Monitor emerging standards for design to code workflows. As Figma to React workflows mature, the gap between design tools and production components narrows. Platforms that integrate with these pipelines will offer significant velocity advantages.

Finally, evaluate vendor roadmaps for architectural alignment. Platforms investing in modern frameworks, edge delivery, and API first architectures indicate longevity. Platforms focused solely on expanding template libraries or marketing features without architectural modernization suggest eventual obsolescence.

Conclusion

Feature comparisons provide a starting point for platform evaluation, but they cannot determine suitability. The platforms that drive business value are those aligning with your architectural standards, enabling both developer efficiency and marketing velocity, and minimizing total cost of ownership across a multi year horizon.
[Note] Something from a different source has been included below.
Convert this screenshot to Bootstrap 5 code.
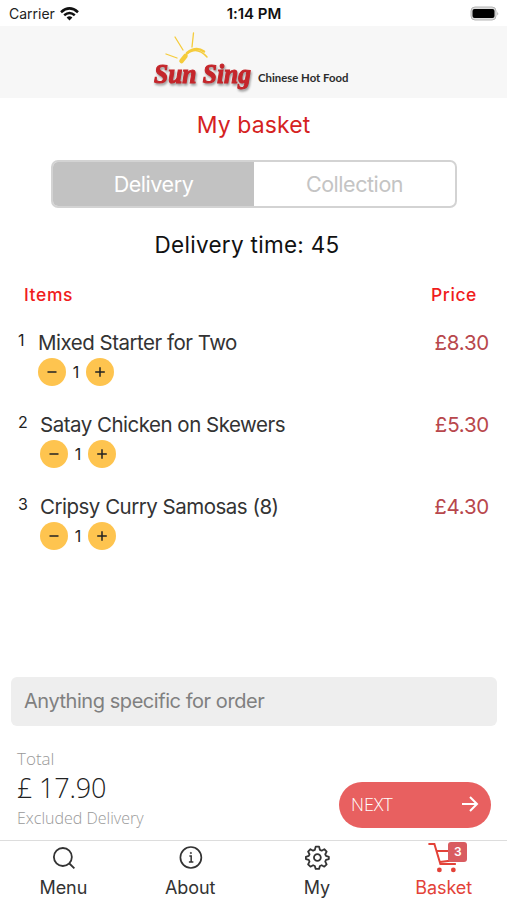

The evaluation criteria that actually matter are architectural philosophy, extensibility mechanisms, data portability, and governance capabilities. These factors determine whether your platform becomes a business accelerator or a constraint requiring costly workarounds.

For technical decision makers, the imperative is clear. Move beyond feature matrices. Model total cost of ownership including opportunity costs. Evaluate how platforms bridge the developer marketer divide rather than forcing trade offs between code quality and creative autonomy. The right platform does not just build pages. It transforms how your organization creates digital experiences.

As you evaluate options, apply the frameworks outlined here. Assess architectural alignment with your existing stack. Model costs at scale. Test extensibility with a complex component requirement. The time invested in rigorous evaluation prevents the far greater cost of platform mismatch. Your future self, staring at a dashboard of efficiently deployed campaigns and clean component repositories, will thank you for the diligence.